T71. INVESTIGATING NEURAL MECHANISMS OF PROACTIVE AND REACTIVE CONTROL IN PSYCHOTIC DISORDERS WITH THE DOT PATTERN EXPECTANCY TASK

BACKGROUND: The dot pattern expectancy (DPX) task is previously validated for cognitive control deficits in psychotic disorders. Patients with schizophrenia commit more errors as well as show less activation in bilateral prefrontal cortex during proactive control in the DPX task. Recent neural recordings in rhesus macaques indicate that proactive and reactive control processes in the DPX task engaged the same neurons in the prefrontal cortex. However, it is not clear if the overlap between these two mechanisms can be observed in human blood-oxygen-level dependent signals. Further, the role of these dual mechanism regions in the cognitive control deficits of patients with psychotic disorders remains unclear. METHODS: 150 probands with a psychotic disorder, 100 first degree relatives, and 50 healthy controls in the Psychosis Human Connectome Project will complete the DPX task while undergoing 3T functional magnetic resonance imaging scan. Traditional general linear model, as well as a novel multiway method called parallel factor analysis, will be used to examine brain mechanisms involved in proactive as well as reactive control during the DPX task. RESULTS: In a preliminary analysis of 24 probands (38.3 ± 12.8 years, 9 females) and 27 healthy controls (36.2 ± 14.0 years, 11 females), probands showed behavioral deficits in proactive control as compared to healthy controls. Neuroimaging analysis in healthy controls with general linear model showed a cluster in the left inferior frontal gyrus that was involved in both proactive and reactive control. Additionally, overlap in proactive and reactive control was observed in bilateral supramarginal/angular gyrus and right inferior occipital gyrus, although these two mechanisms also involved distinct brain regions.
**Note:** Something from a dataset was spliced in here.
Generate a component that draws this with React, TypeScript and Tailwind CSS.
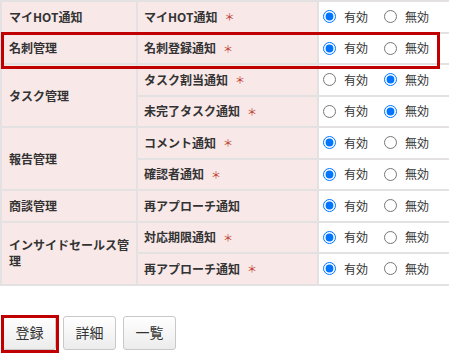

DISCUSSION: Consistent with previous findings, probands showed a specific deficit in proactive control in the DPX task. Proactive and reactive control in healthy controls engaged the same brain regions in the prefrontal cortex, replicating findings in rhesus macaques. Further analyses will reveal the role of the prefrontal cortex as well as other brain regions in the cognitive control deficits in psychotic disorders.